I am far too tempted to this life in favor of titles or glory in service of so great a thing as the Catholic Church. The only thing that helps me avoid this temptation to pride is the title Priest.

Contrary to what many Protestants think, Catholics (Orthodox, and Anglican as well) do not believe there to be a Catholic Priesthood, there is only the priesthood of Christ. To be a Catholic priest is to be one who offers himself to act in persona Christi to share in Christ's eternal priesthood, and to offer the same perfect sacrifice that only Christ could offer. In the same way that the only ministry is the sharing of the apostolic ministry, the only priesthood is the sharing of the priesthood of Christ.

So if you remember that you are a priest, it is not to remember that you are greater than someone else, but to remember that you are imitating someone else, namely, Jesus.

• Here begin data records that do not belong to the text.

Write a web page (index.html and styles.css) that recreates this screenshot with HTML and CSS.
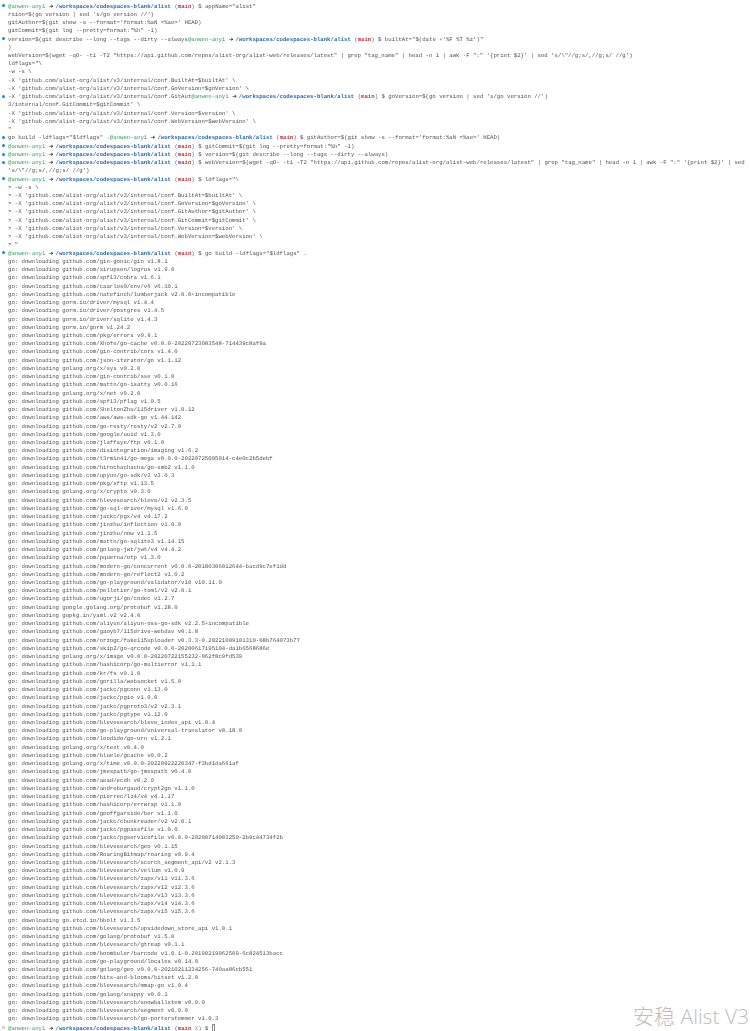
FILE: index.html
```html
<!DOCTYPE html>
<html lang="en">
<head>
<meta charset="utf-8">
<title>Terminal: go build alist</title>
<link rel="stylesheet" href="styles.css">
</head>
<body>
<main class="term">
<div class="line"><i class="dot"></i><span class="user">@anwen-any1</span> <b class="arrow">➜</b> <b class="path">/workspaces/codespaces-blank/alist</b> <span class="paren">(</span><span class="branch">main</span><span class="paren">)</span> $ appName="alist"</div>
<div class="line">rsion=$(go version | sed 's/go version //')</div>
<div class="line">gitAuthor=$(git show -s --format='format:%aN &lt;%ae&gt;' HEAD)</div>
<div class="line">gitCommit=$(git log --pretty=format:"%h" -1)</div>
<div class="line"><i class="dot"></i>version=$(git describe --long --tags --dirty --always<span class="user">@anwen-any1</span> <b class="arrow">➜</b> <b class="path">/workspaces/codespaces-blank/alist</b> <span class="paren">(</span><span class="branch">main</span><span class="paren">)</span> $ builtAt="$(date +'%F %T %z')"</div>
<div class="line">)</div>
<div class="line">webVersion=$(wget -qO- -t1 -T2 "https://api.github.com/repos/alist-org/alist-web/releases/latest" | grep "tag_name" | head -n 1 | awk -F ":" '{print $2}' | sed 's/\"//g;s/,//g;s/ //g')</div>
<div class="line">ldflags="\</div>
<div class="line">-w -s \</div>
<div class="line">-X 'github.com/alist-org/alist/v3/internal/conf.BuiltAt=$builtAt' \</div>
<div class="line">-X 'github.com/alist-org/alist/v3/internal/conf.GoVersion=$goVersion' \</div>
<div class="line"><i class="dot"></i>-X 'github.com/alist-org/alist/v3/internal/conf.GitAut<span class="user">@anwen-any1</span> <b class="arrow">➜</b> <b class="path">/workspaces/codespaces-blank/alist</b> <span class="paren">(</span><span class="branch">main</span><span class="paren">)</span> $ goVersion=$(go version | sed 's/go version //')</div>
<div class="line">3/internal/conf.GitCommit=$gitCommit' \</div>
<div class="line">-X 'github.com/alist-org/alist/v3/internal/conf.Version=$version' \</div>
<div class="line">-X 'github.com/alist-org/alist/v3/internal/conf.WebVersion=$webVersion' \</div>
<div class="line">"</div>
<div class="line"><i class="dot"></i>go build -ldflags="$ldflags" .<span class="user">@anwen-any1</span> <b class="arrow">➜</b> <b class="path">/workspaces/codespaces-blank/alist</b> <span class="paren">(</span><span class="branch">main</span><span class="paren">)</span> $ gitAuthor=$(git show -s --format='format:%aN &lt;%ae&gt;' HEAD)</div>
<div class="line"><i class="dot"></i><span class="user">@anwen-any1</span> <b class="arrow">➜</b> <b class="path">/workspaces/codespaces-blank/alist</b> <span class="paren">(</span><span class="branch">main</span><span class="paren">)</span> $ gitCommit=$(git log --pretty=format:"%h" -1)</div>
<div class="line"><i class="dot"></i><span class="user">@anwen-any1</span> <b class="arrow">➜</b> <b class="path">/workspaces/codespaces-blank/alist</b> <span class="paren">(</span><span class="branch">main</span><span class="paren">)</span> $ version=$(git describe --long --tags --dirty --always)</div>
<div class="line"><i class="dot"></i><span class="user">@anwen-any1</span> <b class="arrow">➜</b> <b class="path">/workspaces/codespaces-blank/alist</b> <span class="paren">(</span><span class="branch">main</span><span class="paren">)</span> $ webVersion=$(wget -qO- -t1 -T2 "https://api.github.com/repos/alist-org/alist-web/releases/latest" | grep "tag_name" | head -n 1 | awk -F ":" '{print $2}' | sed</div>
<div class="line">'s/\"//g;s/,//g;s/ //g')</div>
<div class="line"><i class="dot"></i><span class="user">@anwen-any1</span> <b class="arrow">➜</b> <b class="path">/workspaces/codespaces-blank/alist</b> <span class="paren">(</span><span class="branch">main</span><span class="paren">)</span> $ ldflags="\</div>
<div class="line">&gt; -w -s \</div>
<div class="line">&gt; -X 'github.com/alist-org/alist/v3/internal/conf.BuiltAt=$builtAt' \</div>
<div class="line">&gt; -X 'github.com/alist-org/alist/v3/internal/conf.GoVersion=$goVersion' \</div>
<div class="line">&gt; -X 'github.com/alist-org/alist/v3/internal/conf.GitAuthor=$gitAuthor' \</div>
<div class="line">&gt; -X 'github.com/alist-org/alist/v3/internal/conf.GitCommit=$gitCommit' \</div>
<div class="line">&gt; -X 'github.com/alist-org/alist/v3/internal/conf.Version=$version' \</div>
<div class="line">&gt; -X 'github.com/alist-org/alist/v3/internal/conf.WebVersion=$webVersion' \</div>
<div class="line">&gt; "</div>
<div class="line"><i class="dot"></i><span class="user">@anwen-any1</span> <b class="arrow">➜</b> <b class="path">/workspaces/codespaces-blank/alist</b> <span class="paren">(</span><span class="branch">main</span><span class="paren">)</span> $ go build -ldflags="$ldflags" .</div>
<div class="line">go: downloading github.com/gin-gonic/gin v1.8.1</div>
<div class="line">go: downloading github.com/sirupsen/logrus v1.9.0</div>
<div class="line">go: downloading github.com/spf13/cobra v1.6.1</div>
<div class="line">go: downloading github.com/caarlos0/env/v6 v6.10.1</div>
<div class="line">go: downloading github.com/natefinch/lumberjack v2.0.0+incompatible</div>
<div class="line">go: downloading gorm.io/driver/mysql v1.4.4</div>
<div class="line">go: downloading gorm.io/driver/postgres v1.4.5</div>
<div class="line">go: downloading gorm.io/driver/sqlite v1.4.3</div>
<div class="line">go: downloading gorm.io/gorm v1.24.2</div>
<div class="line">go: downloading github.com/pkg/errors v0.9.1</div>
<div class="line">go: downloading github.com/Xhofe/go-cache v0.0.0-20220723083548-714439c8af9a</div>
<div class="line">go: downloading github.com/gin-contrib/cors v1.4.0</div>
<div class="line">go: downloading github.com/json-iterator/go v1.1.12</div>
<div class="line">go: downloading golang.org/x/sys v0.2.0</div>
<div class="line">go: downloading github.com/gin-contrib/sse v0.1.0</div>
<div class="line">go: downloading github.com/mattn/go-isatty v0.0.16</div>
<div class="line">go: downloading golang.org/x/net v0.2.0</div>
<div class="line">go: downloading github.com/spf13/pflag v1.0.5</div>
<div class="line">go: downloading github.com/SheltonZhu/115driver v1.0.12</div>
<div class="line">go: downloading github.com/aws/aws-sdk-go v1.44.142</div>
<div class="line">go: downloading github.com/go-resty/resty/v2 v2.7.0</div>
<div class="line">go: downloading github.com/google/uuid v1.3.0</div>
<div class="line">go: downloading github.com/jlaffaye/ftp v0.1.0</div>
<div class="line">go: downloading github.com/disintegration/imaging v1.6.2</div>
<div class="line">go: downloading github.com/t3rmin41/go-mega v0.0.0-20220725095014-c4e0c2b5debf</div>
<div class="line">go: downloading github.com/hirochachacha/go-smb2 v1.1.0</div>
<div class="line">go: downloading github.com/upyun/go-sdk/v3 v3.0.3</div>
<div class="line">go: downloading github.com/pkg/sftp v1.13.5</div>
<div class="line">go: downloading golang.org/x/crypto v0.3.0</div>
<div class="line">go: downloading github.com/blevesearch/bleve/v2 v2.3.5</div>
<div class="line">go: downloading github.com/go-sql-driver/mysql v1.6.0</div>
<div class="line">go: downloading github.com/jackc/pgx/v4 v4.17.2</div>
<div class="line">go: downloading github.com/jinzhu/inflection v1.0.0</div>
<div class="line">go: downloading github.com/jinzhu/now v1.1.5</div>
<div class="line">go: downloading github.com/mattn/go-sqlite3 v1.14.15</div>
<div class="line">go: downloading github.com/golang-jwt/jwt/v4 v4.4.2</div>
<div class="line">go: downloading github.com/pquerna/otp v1.3.0</div>
<div class="line">go: downloading github.com/modern-go/concurrent v0.0.0-20180306012644-bacd9c7ef1dd</div>
<div class="line">go: downloading github.com/modern-go/reflect2 v1.0.2</div>
<div class="line">go: downloading github.com/go-playground/validator/v10 v10.11.0</div>
<div class="line">go: downloading github.com/pelletier/go-toml/v2 v2.0.1</div>
<div class="line">go: downloading github.com/ugorji/go/codec v1.2.7</div>
<div class="line">go: downloading google.golang.org/protobuf v1.28.0</div>
<div class="line">go: downloading gopkg.in/yaml.v2 v2.4.0</div>
<div class="line">go: downloading github.com/aliyun/aliyun-oss-go-sdk v2.2.5+incompatible</div>
<div class="line">go: downloading github.com/gaoyb7/115drive-webdav v0.1.8</div>
<div class="line">go: downloading github.com/orzogc/fake115uploader v0.3.3-0.20221009101310-08b764073b77</div>
<div class="line">go: downloading github.com/skip2/go-qrcode v0.0.0-20200617195104-da1b6568686e</div>
<div class="line">go: downloading golang.org/x/image v0.0.0-20220722155232-062f8c9fd539</div>
<div class="line">go: downloading github.com/hashicorp/go-multierror v1.1.1</div>
<div class="line">go: downloading github.com/kr/fs v0.1.0</div>
<div class="line">go: downloading github.com/gorilla/websocket v1.5.0</div>
<div class="line">go: downloading github.com/jackc/pgconn v1.13.0</div>
<div class="line">go: downloading github.com/jackc/pgio v1.0.0</div>
<div class="line">go: downloading github.com/jackc/pgproto3/v2 v2.3.1</div>
<div class="line">go: downloading github.com/jackc/pgtype v1.12.0</div>
<div class="line">go: downloading github.com/blevesearch/bleve_index_api v1.0.4</div>
<div class="line">go: downloading github.com/go-playground/universal-translator v0.18.0</div>
<div class="line">go: downloading github.com/leodido/go-urn v1.2.1</div>
<div class="line">go: downloading golang.org/x/text v0.4.0</div>
<div class="line">go: downloading github.com/bluele/gcache v0.0.2</div>
<div class="line">go: downloading golang.org/x/time v0.0.0-20220922220347-f3bd1da661af</div>
<div class="line">go: downloading github.com/jmespath/go-jmespath v0.4.0</div>
<div class="line">go: downloading github.com/aead/ecdh v0.2.0</div>
<div class="line">go: downloading github.com/andreburgaud/crypt2go v1.1.0</div>
<div class="line">go: downloading github.com/pierrec/lz4/v4 v4.1.17</div>
<div class="line">go: downloading github.com/hashicorp/errwrap v1.1.0</div>
<div class="line">go: downloading github.com/geoffgarside/ber v1.1.0</div>
<div class="line">go: downloading github.com/jackc/chunkreader/v2 v2.0.1</div>
<div class="line">go: downloading github.com/jackc/pgpassfile v1.0.0</div>
<div class="line">go: downloading github.com/jackc/pgservicefile v0.0.0-20200714003250-2b9c44734f2b</div>
<div class="line">go: downloading github.com/blevesearch/geo v0.1.15</div>
<div class="line">go: downloading github.com/RoaringBitmap/roaring v0.9.4</div>
<div class="line">go: downloading github.com/blevesearch/scorch_segment_api/v2 v2.1.3</div>
<div class="line">go: downloading github.com/blevesearch/vellum v1.0.9</div>
<div class="line">go: downloading github.com/blevesearch/zapx/v11 v11.3.6</div>
<div class="line">go: downloading github.com/blevesearch/zapx/v12 v12.3.6</div>
<div class="line">go: downloading github.com/blevesearch/zapx/v13 v13.3.6</div>
<div class="line">go: downloading github.com/blevesearch/zapx/v14 v14.3.6</div>
<div class="line">go: downloading github.com/blevesearch/zapx/v15 v15.3.6</div>
<div class="line">go: downloading go.etcd.io/bbolt v1.3.5</div>
<div class="line">go: downloading github.com/blevesearch/upsidedown_store_api v1.0.1</div>
<div class="line">go: downloading github.com/golang/protobuf v1.5.0</div>
<div class="line">go: downloading github.com/blevesearch/gtreap v0.1.1</div>
<div class="line">go: downloading github.com/boombuler/barcode v1.0.1-0.20190219062509-6c824513bacc</div>
<div class="line">go: downloading github.com/go-playground/locales v0.14.0</div>
<div class="line">go: downloading github.com/golang/geo v0.0.0-20210211234256-740aa86cb551</div>
<div class="line">go: downloading github.com/bits-and-blooms/bitset v1.2.0</div>
<div class="line">go: downloading github.com/blevesearch/mmap-go v1.0.4</div>
<div class="line">go: downloading github.com/golang/snappy v0.0.1</div>
<div class="line">go: downloading github.com/blevesearch/snowballstem v0.9.0</div>
<div class="line">go: downloading github.com/blevesearch/segment v0.9.0</div>
<div class="line">go: downloading github.com/blevesearch/go-porterstemmer v1.0.3</div>
<div class="line"><i class="dot dot-idle"></i><span class="user">@anwen-any1</span> <b class="arrow">➜</b> <b class="path">/workspaces/codespaces-blank/alist</b> <span class="paren">(</span><span class="branch">main</span> <span class="dirty">X</span><span class="paren">)</span> $ <i class="cursor"></i></div>
</main>
<div class="watermark">安稳 Alist V3</div>
</body>
</html>
```
FILE: styles.css
```css
html, body {
  margin: 0;
  height: 1031px;
  overflow: hidden;
  background: #fff;
}

.term {
  padding-top: 2.6px;
  font-family: "Liberation Mono", "DejaVu Sans Mono", monospace;
  font-size: 5.66px;
  line-height: 8.24px;
  color: #505050;
  text-rendering: geometricPrecision;
  filter: blur(0.3px);
}

.line {
  height: 8.24px;
  padding-left: 8px;
  white-space: pre;
}

.dot {
  display: inline-block;
  box-sizing: border-box;
  width: 3px;
  height: 3px;
  margin-left: -6.2px;
  margin-right: 3.2px;
  border-radius: 50%;
  background: #1a85e0;
  vertical-align: 0.2px;
}

.dot-idle {
  background: transparent;
  border: 0.6px solid #aaa;
}

.user { color: #2e9e5b; }

.arrow {
  display: inline-block;
  width: 3.4px;
  font-family: "DejaVu Sans", sans-serif;
  font-weight: 700;
  color: #222;
}

.path {
  font-weight: 700;
  color: #2a6bb5;
}

.paren { color: #2c6fbb; }
.branch { color: #c8323a; font-weight: 700; }
.dirty { color: #b59a20; }

.cursor {
  display: inline-block;
  box-sizing: border-box;
  width: 3.6px;
  height: 8px;
  border: 0.6px solid #888;
  vertical-align: -2px;
}

.watermark {
  position: absolute;
  right: 1px;
  bottom: 2px;
  font-family: "Open Sans", "Noto Sans CJK SC", sans-serif;
  font-size: 21px;
  font-weight: 300;
  line-height: 26px;
  color: #bdbdbd;
  white-space: nowrap;
}
```
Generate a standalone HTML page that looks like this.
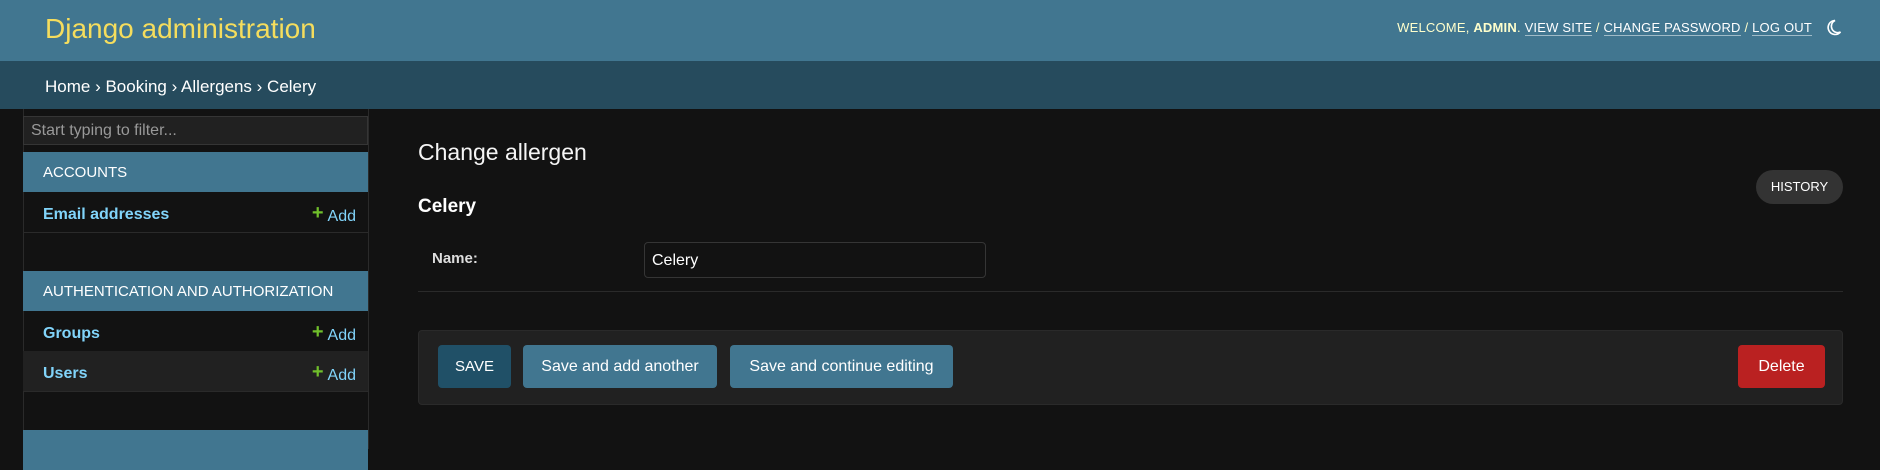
<!DOCTYPE html>
<html><head><meta charset="utf-8"><style>
*{box-sizing:border-box;margin:0;padding:0}
body{width:1880px;height:442px;overflow:hidden;background:#121212;font-family:"Liberation Sans",sans-serif;color:#eee;position:relative}
.abs{position:absolute}
#header{left:0;top:0;width:1880px;height:61px;background:#417690}
#brand{left:45px;top:13px;font-size:28px;color:#f5dd5d;font-weight:300}
#tools{right:68px;top:20px;font-size:13px;color:#ffc;letter-spacing:0.2px}
#tools a{color:#fff;text-decoration:none;border-bottom:1px solid rgba(255,255,255,.5)}
#bc{left:0;top:61px;width:1880px;height:48px;background:#264b5d;color:#fff;font-size:17px;padding:16px 45px 0}
#side{left:23px;top:109px;width:346px;height:340px;border-right:1px solid #2a2a2a;border-left:1px solid #2a2a2a}
.filter{left:23px;top:116px;width:345px;height:29px;background:#212121;border:1px solid #353535;color:#999;font-size:16px;padding:5px 7px}
.cap{left:23px;width:345px;height:40px;background:#417690;color:#fff;font-size:15px;padding:12px 20px}
.row{left:23px;width:345px;height:41px;border-bottom:1px solid #2a2a2a;color:#81d4fa;font-size:16px;font-weight:bold;padding:14px 20px 0}
.row span{position:absolute;right:12px;top:12px;font-weight:normal;color:#81d4fa}
.row span b{color:#70bf2b;font-size:20px;margin-right:4px;position:relative;top:-2px}
.btn{top:345px;height:43px;border-radius:4px;color:#fff;font-size:16px;text-align:center;line-height:43px}
</style></head><body>
<div id="header" class="abs"></div>
<div id="brand" class="abs">Django administration</div>
<div id="tools" class="abs">WELCOME, <b>ADMIN</b>. <a>VIEW SITE</a> / <a>CHANGE PASSWORD</a> / <a>LOG OUT</a></div>
<svg class="abs" style="left:1826px;top:19px" width="16" height="18" viewBox="0 0 16 18"><path d="M9 1.5A7 7 0 1 0 14.5 13 6 6 0 0 1 9 1.5Z" fill="none" stroke="#fff" stroke-width="1.6"/></svg>
<div id="bc" class="abs">Home › Booking › Allergens › Celery</div>
<div id="side" class="abs"></div>
<div class="abs filter">Start typing to filter...</div>
<div class="abs cap" style="top:152px">ACCOUNTS</div>
<div class="abs row" style="top:192px">Email addresses<span><b>+</b>Add</span></div>
<div class="abs cap" style="top:271px">AUTHENTICATION AND AUTHORIZATION</div>
<div class="abs row" style="top:311px">Groups<span><b>+</b>Add</span></div>
<div class="abs row" style="top:351px;background:#212121">Users<span><b>+</b>Add</span></div>
<div class="abs cap" style="top:430px"></div>
<div class="abs" style="left:418px;top:139px;font-size:23px;font-weight:300;color:#f5f5f5">Change allergen</div>
<div class="abs" style="left:1756px;top:170px;width:87px;height:34px;border-radius:17px;background:#333;color:#fff;font-size:13px;text-align:center;line-height:34px">HISTORY</div>
<div class="abs" style="left:418px;top:196px;font-size:19px;font-weight:bold;color:#fff">Celery</div>
<div class="abs" style="left:432px;top:250px;font-size:15px;font-weight:bold;color:#ddd">Name:</div>
<div class="abs" style="left:644px;top:242px;width:342px;height:36px;border:1px solid #353535;border-radius:4px;background:#121212;font-size:16px;color:#fff;padding:9px 7px">Celery</div>
<div class="abs" style="left:418px;top:291px;width:1425px;height:1px;background:#2a2a2a"></div>
<div class="abs" style="left:418px;top:330px;width:1425px;height:75px;background:#212121;border:1px solid #2a2a2a;border-radius:4px"></div>
<div class="abs btn" style="left:438px;width:73px;background:#205067;font-size:15px">SAVE</div>
<div class="abs btn" style="left:523px;width:194px;background:#417690">Save and add another</div>
<div class="abs btn" style="left:730px;width:223px;background:#417690">Save and continue editing</div>
<div class="abs btn" style="left:1738px;width:87px;background:#ba2121">Delete</div>
</body></html>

I'm uncertain, I'm still far too undisciplined for such a life. But if I could persevere to the level of holiness befitting to one of the servants of God, how awesome would life be?

At present, I am terrified to participate in the Mass at all because of my fear of upsetting the divine liturgy/screwing up (I remind myself of Luther, except far less holy than he). Luckily our assistant Chaplain forced me to do a reading the other day, and hillariously on the way back to my seat, I tripped once or twice (without falling face down though) and everyone was disappointed that such a potentially entertaining disaster was avoided.

Anyway, all this self-reflection is probably unhealthy, I should even consider the priesthood until I can actually successfully live the Christian life as a layman. God has given me a head and a bit of a heart, so I do theology and teach the faith wherever possible, he would have to move my hands if I were to become a priest.